I mainly write embedded software in C and C++, but I tend to use python for non-embedded stuff. The funny thing is that I've attempted to speed up multiple python scripts by replacing lists of floats with numpy arrays, and each time it's ended up slightly slower. I suspect numpy only really starts to pay off when you're doing the same operations to 1000+ elements. For modest data sets, or algorithms that don't map particularly well to numpy's operations, the built in data types do better.

I also recently gave numba a go, and it was significantly slower than vanilla python. I was surprised because the decorated function seemed exactly like the type of code that numba would be good at (iterating through a list of coordinates doing square roots and some quirky floating-point modulo math.)

ColFrancis · on March 4, 2021

Just checking, even though you likely know. The numpy arrays really only pay off when you vectorise your calculations. Don't expect any speed up if you're still using list comprehensions.

A vector operation is just where instead of having two lists, U and V which add to make W = [x+y for x,y in zip(U,V)] you directly operate on the arrays, W = U + V.

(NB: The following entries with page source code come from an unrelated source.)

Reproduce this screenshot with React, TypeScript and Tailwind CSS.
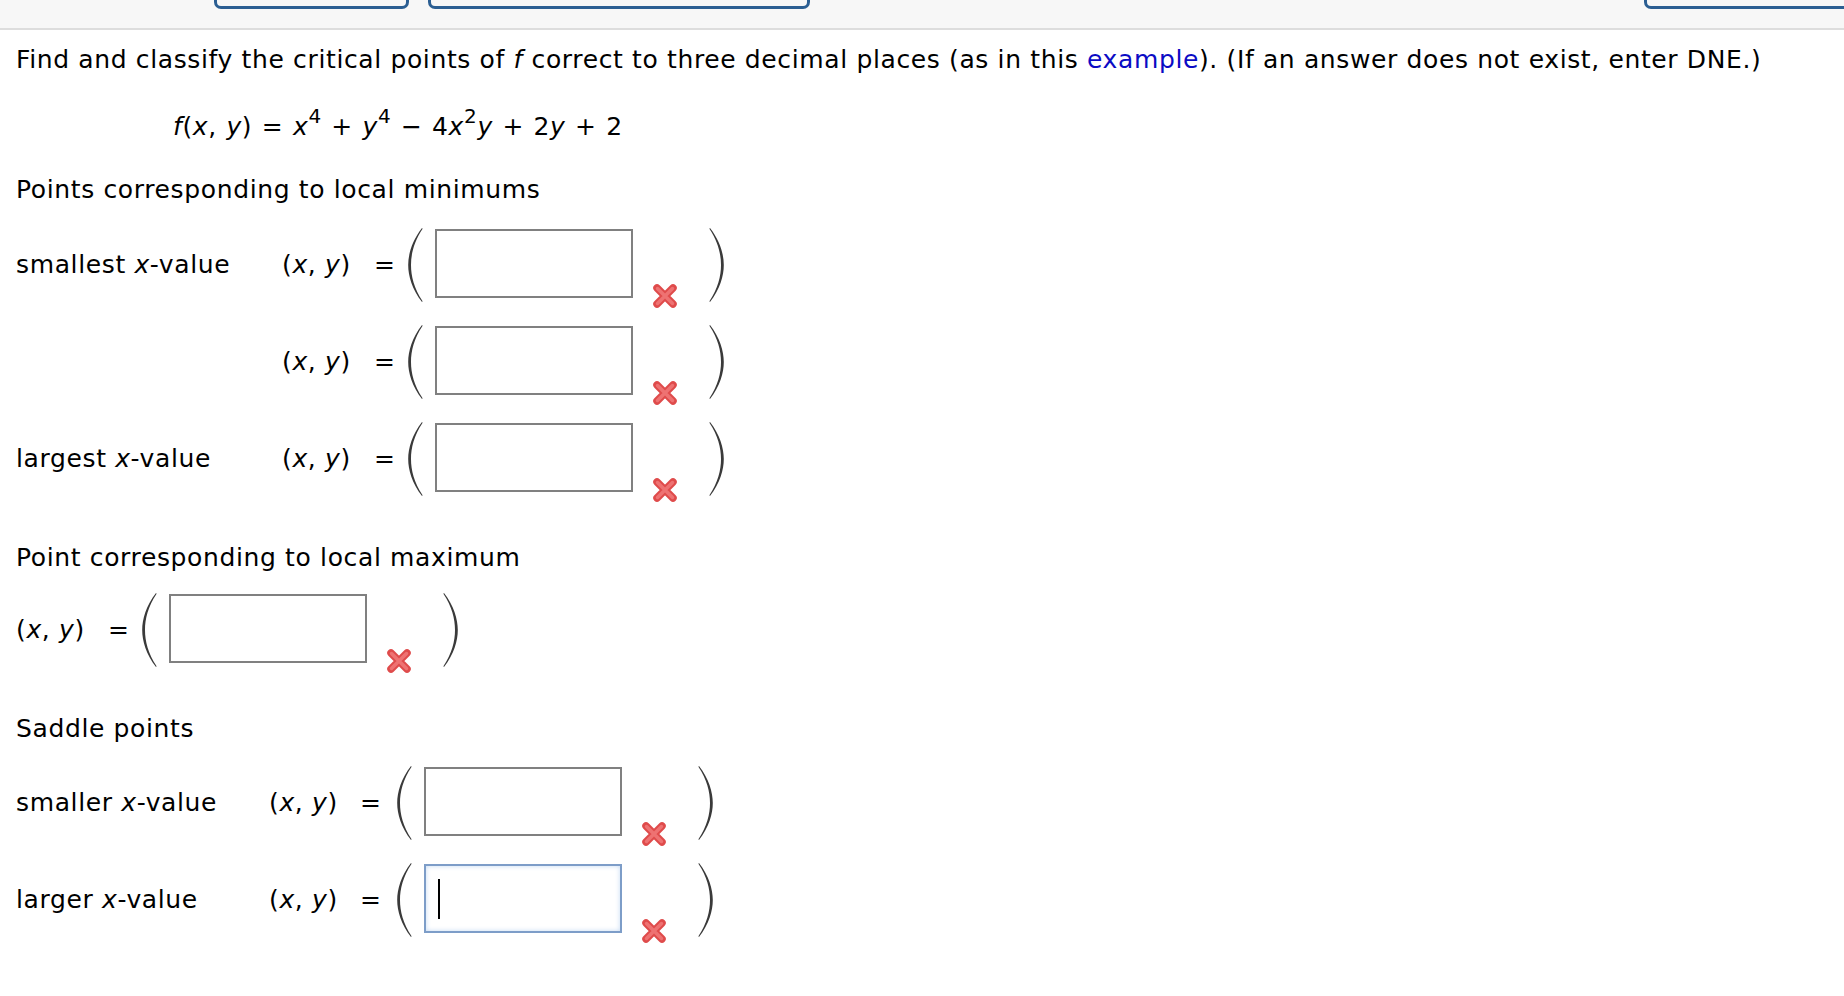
import React from "react";

function Paren({ side }: { side: "left" | "right" }) {
  const d =
    side === "left"
      ? "M15 1 C5 14 1.2 27 1.2 38 C1.2 49 5 62 15 75 L15.6 74.2 C7 61.5 4 49 4 38 C4 27 7 14.5 15.6 1.8 Z"
      : "M1 1 C11 14 14.8 27 14.8 38 C14.8 49 11 62 1 75 L0.4 74.2 C9 61.5 12 49 12 38 C12 27 9 14.5 0.4 1.8 Z";
  return (
    <svg width="16" height="76" viewBox="0 0 16 76" className="shrink-0">
      <path d={d} fill="#3a3a3a" />
    </svg>
  );
}

function WrongMark() {
  return (
    <svg width="26" height="26" viewBox="0 0 26 26" className="shrink-0">
      <g strokeLinecap="round">
        <path d="M5 5 L21 21 M21 5 L5 21" stroke="#df4b4b" strokeWidth="7.5" />
        <path d="M5.5 5.5 L20.5 20.5 M20.5 5.5 L5.5 20.5" stroke="#ee7272" strokeWidth="3.5" />
      </g>
    </svg>
  );
}

function Sup({ children }: { children: React.ReactNode }) {
  return <span className="relative top-[-12px] text-[20px] leading-none">{children}</span>;
}

function PointRow({
  label,
  labelWidth,
  eqWidth = 92,
  parenGap = 33,
  focused = false,
}: {
  label?: React.ReactNode;
  labelWidth?: number;
  eqWidth?: number;
  parenGap?: number;
  focused?: boolean;
}) {
  return (
    <div className="flex items-center h-[76px]">
      {label !== undefined && (
        <span className="shrink-0" style={{ width: labelWidth }}>
          {label}
        </span>
      )}
      <span className="shrink-0" style={{ width: eqWidth }}>
        (<i>x</i>, <i>y</i>)
      </span>
      <span className="shrink-0" style={{ width: parenGap }}>
        =
      </span>
      <div className="flex items-start h-[76px]">
        <Paren side="left" />
        {focused ? (
          <div className="ml-[12px] mt-[2px] w-[198px] h-[69px] bg-white border-2 border-[#7d9dc8] shadow-[inset_0_0_5px_#c6daf3] flex items-center">
            <div className="ml-[12px] w-[2px] h-[40px] bg-black" />
          </div>
        ) : (
          <div className="ml-[12px] mt-[2px] w-[198px] h-[69px] bg-white border-2 border-[#808080]" />
        )}
        <div className="ml-[19px] mt-[56px]">
          <WrongMark />
        </div>
        <div className="ml-[31px]">
          <Paren side="right" />
        </div>
      </div>
    </div>
  );
}

export default function App() {
  return (
    <div className="min-h-screen bg-white text-black font-['DejaVu_Sans',sans-serif] text-[25px] leading-[36px] tracking-[0.63px]">
      {/* top toolbar, only the button bottoms show */}
      <div className="h-[30px] bg-[#f7f7f7] border-b-2 border-[#dddddd] overflow-hidden flex items-start pl-[214px]">
        <div className="w-[195px] h-[9px] border-[3px] border-t-0 border-[#2b5e92] rounded-b-[7px]" />
        <div className="ml-[19px] w-[382px] h-[9px] border-[3px] border-t-0 border-[#2b5e92] rounded-b-[7px]" />
        <div className="ml-auto -mr-[30px] w-[230px] h-[9px] border-[3px] border-t-0 border-[#2b5e92] rounded-b-[7px]" />
      </div>

      <div className="px-[16px]">
        <p className="mt-[12px]">
          Find and classify the critical points of <i>f</i> correct to three decimal places (as in this{" "}
          <span className="text-[#0b0bc4]">example</span>). (If an answer does not exist, enter DNE.)
        </p>

        <p className="mt-[31px] pl-[157px] [word-spacing:1px]">
          <i>f</i>(<i>x</i>, <i>y</i>) = <i>x</i>
          <Sup>4</Sup> + <i>y</i>
          <Sup>4</Sup> − 4<i>x</i>
          <Sup>2</Sup>
          <i>y</i> + 2<i>y</i> + 2
        </p>

        <p className="mt-[27px]">Points corresponding to local minimums</p>

        <div className="mt-[19px] flex flex-col gap-[21px]">
          <PointRow
            labelWidth={266}
            label={
              <>
                smallest <i>x</i>-value
              </>
            }
          />
          <PointRow labelWidth={266} label="" />
          <PointRow
            labelWidth={266}
            label={
              <>
                largest <i>x</i>-value
              </>
            }
          />
        </div>

        <p className="mt-[43px]">Point corresponding to local maximum</p>

        <div className="mt-[16px]">
          <PointRow />
        </div>

        <p className="mt-[43px]">Saddle points</p>

        <div className="mt-[18px] flex flex-col gap-[21px]">
          <PointRow
            labelWidth={253}
            eqWidth={91}
            parenGap={36}
            label={
              <>
                smaller <i>x</i>-value
              </>
            }
          />
          <PointRow
            labelWidth={253}
            eqWidth={91}
            parenGap={36}
            focused
            label={
              <>
                larger <i>x</i>-value
              </>
            }
          />
        </div>
      </div>
    </div>
  );
}
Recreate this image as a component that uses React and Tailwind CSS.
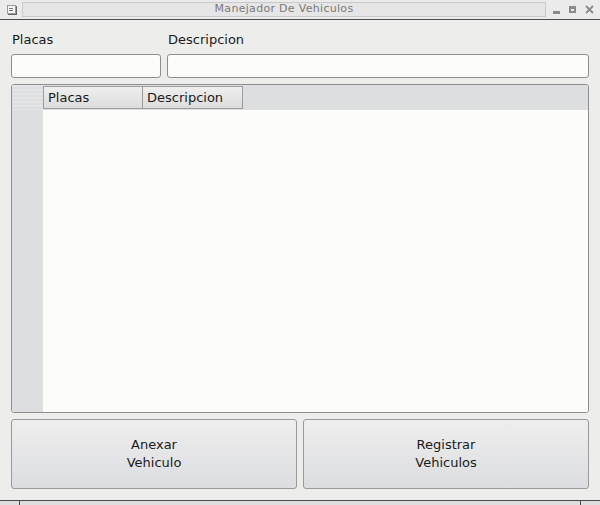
import React from "react";

const font = { fontFamily: '"DejaVu Sans", sans-serif' };

export default function App() {
  return (
    <div className="w-[600px] h-[505px] bg-[#edeeec] flex flex-col overflow-hidden text-[#1a1a1a]" style={font}>
      {/* Title bar */}
      <div className="h-[19px] flex items-center bg-[#ebebeb] shrink-0">
        <div className="w-[22px] flex justify-center">
          <div className="w-[9px] h-[9px] bg-[#f6f6f6] border border-[#9a9a9a] shadow-[1px_1px_0_#666] flex items-center justify-center">
            <div className="w-[4px] h-[3px] border-t border-b border-[#777]" />
          </div>
        </div>
        <div className="flex-1 h-[15px] border border-[#c9c9c9] bg-[#e6e6e6] flex items-center justify-center text-[11px] text-[#7a7a7a] tracking-[0.3px]">
          Manejador De Vehiculos
        </div>
        <div className="w-[54px] flex items-center justify-around px-[2px] text-[#888]">
          <div className="w-[7px] h-[3px] bg-[#8a8a8a] mt-[6px]" />
          <div className="w-[7px] h-[7px] border-[2px] border-t-[3px] border-[#8a8a8a]" />
          <svg width="9" height="9" viewBox="0 0 9 9">
            <path d="M1 1 L8 8 M8 1 L1 8" stroke="#8a8a8a" strokeWidth="1.8" />
          </svg>
        </div>
      </div>
      <div className="h-[1px] bg-[#4a4a4a] shrink-0" />

      {/* Content */}
      <div className="flex-1 flex flex-col px-[11px] pt-[10px]">
        <div className="grid grid-cols-[150px_1fr] gap-x-[6px]">
          <div className="h-[20px] leading-[20px] text-[13px] pl-[1px]">Placas</div>
          <div className="h-[20px] leading-[20px] text-[13px] pl-[1px]">Descripcion</div>
          <div className="mt-[4px] h-[24px] rounded-[3px] border border-[#8e8e8e] bg-[#fcfcfa]" />
          <div className="mt-[4px] h-[24px] rounded-[3px] border border-[#8e8e8e] bg-[#fcfcfa]" />
        </div>

        {/* Table */}
        <div className="mt-[6px] h-[329px] rounded-[3px] border border-[#8e8e8e] bg-[#fcfcfa] flex flex-col overflow-hidden">
          <div className="h-[25px] bg-[#dcdee0] flex items-center shrink-0">
            <div className="w-[31px] h-[25px] bg-[repeating-linear-gradient(180deg,#e4e5e6_0px,#e4e5e6_2px,#dcdee0_2px,#dcdee0_4px)]" />
            <div className="w-[100px] h-[23px] border border-[#9c9c9c] bg-gradient-to-b from-[#efefef] to-[#dcdcdc] text-[13px] leading-[21px] pl-[4px]">
              Placas
            </div>
            <div className="w-[100px] h-[23px] border border-l-0 border-[#9c9c9c] bg-gradient-to-b from-[#efefef] to-[#dcdcdc] text-[13px] leading-[21px] pl-[4px]">
              Descripcion
            </div>
          </div>
          <div className="flex-1 flex">
            <div className="w-[31px] bg-[#dcdee0]" />
            <div className="flex-1 bg-[#fcfcfa]" />
          </div>
        </div>

        {/* Buttons */}
        <div className="mt-[6px] grid grid-cols-2 gap-[6px]">
          <button className="h-[70px] rounded-[3px] border border-[#9a9a9a] bg-gradient-to-b from-[#eeeeee] to-[#dcdde0] text-[13px] leading-[18px] text-center">
            Anexar
            <br />
            Vehiculo
          </button>
          <button className="h-[70px] rounded-[3px] border border-[#9a9a9a] bg-gradient-to-b from-[#eeeeee] to-[#dcdde0] text-[13px] leading-[18px] text-center">
            Registrar
            <br />
            Vehiculos
          </button>
        </div>
      </div>

      {/* Bottom frame */}
      <div className="h-[1px] bg-[#4a4a4a] shrink-0" />
      <div className="h-[4px] bg-[#dedede] flex shrink-0">
        <div className="w-[20px] border-r border-[#4a4a4a]" />
        <div className="flex-1" />
        <div className="w-[20px] border-l border-[#4a4a4a]" />
      </div>
    </div>
  );
}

This allows the inner loop to be completely in native code. Sometimes some curious things happen where it's easier to do more vector operations resulting in more looping just because each of those operations is a vector operation and so is faster than the loop. For example, increment a number every time you see a particular element (time series breaking out subsequences) might look like np.cumsum(U == value) which is two loops in practice, but much faster than the iterative approach.

condret · on March 4, 2021

Interesting for me to see someone being scared of lowlevel langs. For me it's the opposite, highlevel langs scare me. They always make me feel that I don't know, what is actually going on

offtop5 · on March 4, 2021

I don't know how cars work , I still drive.